Estoy tentado a decir que el PSOE ha pagado con la misma moneda, copiando a la derecha…
También. Y ni eso, el PSOE lo que ha hecho es olvidar su tradición. Pero lo que me da más rabia es que hasta la creatividad parece haber quedado en manos de la derecha. Lo constato permanentemente. Están muy favorecidos por una ideología dominante, que es la de ellos. No tenemos héroes como Pepe porque la situación es muy diferente.
La biblioteca con la que se forman estos personajes no es una biblioteca política, a excepción de Pérez Galdós, quizás…
No puede serlo. Yo a la biblioteca de Elena la miré mucho, miré bien qué libros ponía y cuáles no. Hay uno, de Alejandro Casona, republicano por antonomasia. Pero Nino no podía leer libros marcados, no se los prestarían porque estaría en riesgo. Sin embargo, la literatura de aventuras en esta novela revela su potencia. Leer a Julio Verne o a Stevenson le permite a Nino escapar de una realidad odiosa. El lee en primera persona. Y aprende definiciones distintas de lo que es un héroe y de lo que es un cobarde, de lo que es el bien y el mal. Hay un momento en el que dice que dejará de leer, porque si hace caso a los libros debería pelearse con su padre. Pero sigue leyendo, y los libros le salvan la vida. En ese sentido esta novela también es un homenaje a la literatura como forma de vida, a las novelas de aventuras. Se podría contar como la historia de un niño que consigue no ser guardia civil.
Vas camino a Chile, a un encuentro sobre la memoria por los cuarenta años del golpe.

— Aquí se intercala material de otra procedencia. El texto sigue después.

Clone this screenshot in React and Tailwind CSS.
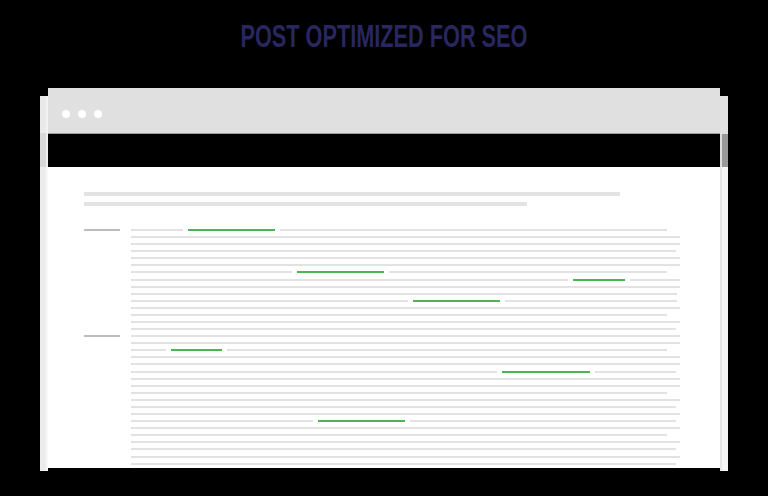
import React from "react";

const ENDS = [667,680,680,676,680,680,667,680,680,677,677,680,667,680,676,680,680,667,680,680,676,680,680,667,680,676,680,676,680,667,680,676,680,676];
const GREENS = { 0: [188, 275], 6: [297, 384], 7: [573, 625], 10: [413, 500], 17: [171, 222], 20: [502, 590], 27: [318, 405] };
const X0 = 131;

function segments(k) {
  const end = ENDS[k];
  const g = GREENS[k];
  if (!g) return [{ from: X0, to: end, green: false }];
  return [
    { from: X0, to: g[0] - 5, green: false },
    { from: g[0], to: g[1], green: true },
    { from: g[1] + 5, to: end, green: false },
  ];
}

function Row({ k }) {
  const segs = segments(k);
  let cursor = X0;
  return (
    <div className="flex h-[7.09px] shrink-0">
      <div className="w-[47px] shrink-0">
        {(k === 0 || k === 15) && <div className="h-[2px] w-[36px] bg-[#bdbdbd]" />}
      </div>
      <div className="flex">
        {segs.map((s, i) => {
          const ml = s.from - cursor;
          cursor = s.to;
          return (
            <div
              key={i}
              className={s.green ? "h-[2px] bg-[#4cb454]" : "h-[2px] bg-[#e2e2e2]"}
              style={{ marginLeft: ml, width: s.to - s.from }}
            />
          );
        })}
      </div>
    </div>
  );
}

export default function App() {
  return (
    <div className="w-[768px] h-[496px] bg-black overflow-hidden flex flex-col">
      <div className="h-[88px] shrink-0 flex justify-center pt-[21px]">
        <div
          className="h-[31px] leading-[31px] text-[31px] font-bold text-[#29275f] whitespace-nowrap scale-x-[0.7] origin-top"
          style={{ fontFamily: '"Liberation Sans", Arial, sans-serif' }}
        >
          POST OPTIMIZED FOR SEO
        </div>
      </div>

      <div className="ml-[40px] w-[688px] h-[383px] flex shrink-0">
        {/* left strip */}
        <div className="w-[8px] mt-[8px] flex flex-col">
          <div className="h-[37px] bg-[#e9e9e9] border-r-2 border-[#f2f2f2]" />
          <div className="h-[34px] bg-[#d8d8d8] border-r-2 border-[#eeeeee]" />
          <div className="flex-1 bg-[#ececec] border-r-2 border-[#f7f7f7]" />
        </div>

        {/* main window */}
        <div className="w-[672px] h-[380px] flex flex-col overflow-hidden">
          <div className="h-[45px] shrink-0 bg-[#e0e0e0] flex items-start gap-[8px] pl-[14px] pt-[22px]">
            <div className="w-[8px] h-[8px] rounded-full bg-white" />
            <div className="w-[8px] h-[8px] rounded-full bg-white" />
            <div className="w-[8px] h-[8px] rounded-full bg-white" />
          </div>
          <div className="h-[1px] shrink-0 bg-[#9e9e9e]" />
          <div className="h-[33px] shrink-0 bg-black" />
          <div className="flex-1 bg-white pl-[36px] pt-[25px] flex flex-col">
            <div className="h-[4px] shrink-0 w-[536px] bg-[#e3e3e3]" />
            <div className="h-[4px] shrink-0 w-[443px] bg-[#e3e3e3] mt-[6px]" />
            <div className="mt-[23px] flex flex-col shrink-0">
              {ENDS.map((_, k) => (
                <Row key={k} k={k} />
              ))}
            </div>
          </div>
        </div>

        {/* right strip */}
        <div className="w-[8px] mt-[8px] flex flex-col">
          <div className="h-[38px] bg-[#e2e2e2]" />
          <div className="h-[33px] bg-[#999999] border-l-2 border-[#dddddd]" />
          <div className="flex-1 bg-[#f6f6f6] border-l-2 border-[#e6e6e6]" />
        </div>
      </div>
    </div>
  );
}
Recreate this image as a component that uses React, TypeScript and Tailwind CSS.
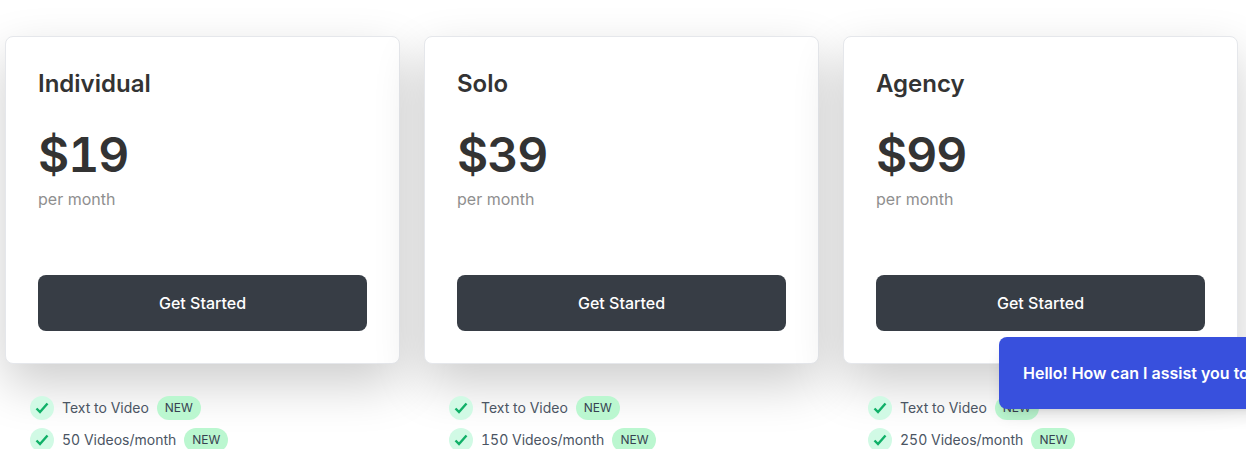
const plans = [
  { name: 'Individual', price: '$19', videos: '50 Videos/month' },
  { name: 'Solo', price: '$39', videos: '150 Videos/month' },
  { name: 'Agency', price: '$99', videos: '250 Videos/month' },
];

function Check() {
  return (
    <span className="flex h-6 w-6 shrink-0 items-center justify-center rounded-full bg-[#d1fae5]">
      <svg width="14" height="14" viewBox="0 0 14 14" fill="none">
        <path d="M1.5 7.5L5 11L12.5 2.5" stroke="#10b068" strokeWidth="2.4" />
      </svg>
    </span>
  );
}

function Feature({ label }: { label: string }) {
  return (
    <li className="flex h-6 items-center">
      <Check />
      <span className="ml-2 text-sm text-[#4b5563] tabular-nums">{label}</span>
      <span className="ml-2 flex h-6 items-center rounded-full bg-[#bbf7d0] px-2 text-xs text-[#374151]">NEW</span>
    </li>
  );
}

export default function App() {
  return (
    <div className="relative h-[449px] w-[1246px] overflow-hidden bg-white font-['Inter',sans-serif]">
      <div className="flex gap-6 pl-[5px] pt-9">
        {plans.map((plan) => (
          <div key={plan.name} className="w-[395px] shrink-0">
            <div className="h-[328px] rounded-lg border border-[#e5e7eb] bg-white p-8 shadow-[0_20px_50px_rgba(0,0,0,0.2)]">
              <h3 className="-mt-px text-2xl leading-8 font-semibold text-[#333]">{plan.name}</h3>
              <p className="mt-[27px] text-5xl leading-[56px] font-semibold tracking-[-1px] text-[#333] tabular-nums">{plan.price}</p>
              <p className="mt-1 text-base leading-6 text-[#8f8f8f]">per month</p>
              <button className="mt-[64px] h-14 w-full rounded-lg bg-[#373d45] text-base font-medium text-white">
                Get Started
              </button>
            </div>
            <ul className="mt-8 flex flex-col gap-2 pl-[25px]">
              <Feature label="Text to Video" />
              <Feature label={plan.videos} />
            </ul>
          </div>
        ))}
      </div>

      <div className="absolute top-[337px] left-[999px] flex h-[72px] w-[400px] items-center rounded-lg bg-[#3850dd] pl-6 text-base font-semibold whitespace-nowrap text-white shadow-lg">
        Hello! How can I assist you today?
      </div>
    </div>
  );
}
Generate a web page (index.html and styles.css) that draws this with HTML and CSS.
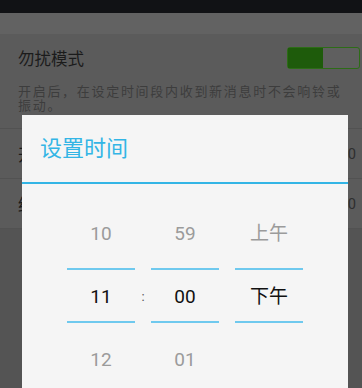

Allende hizo lo mismo que Cencerro, se suicidó para no dejar que lo atraparan…
Los suicidios, en los países con mala suerte, son un acto de resistencia. Ya que no me dejan poseer mi vida, al menos voy a poseer mi muerte. La historia de Cencerro, un héroe de leyenda como Robin Hood fue importante porque la pudo convertir en un acto de propaganda. Dispuso de su muerte y estropeó la victoria de sus asesinos.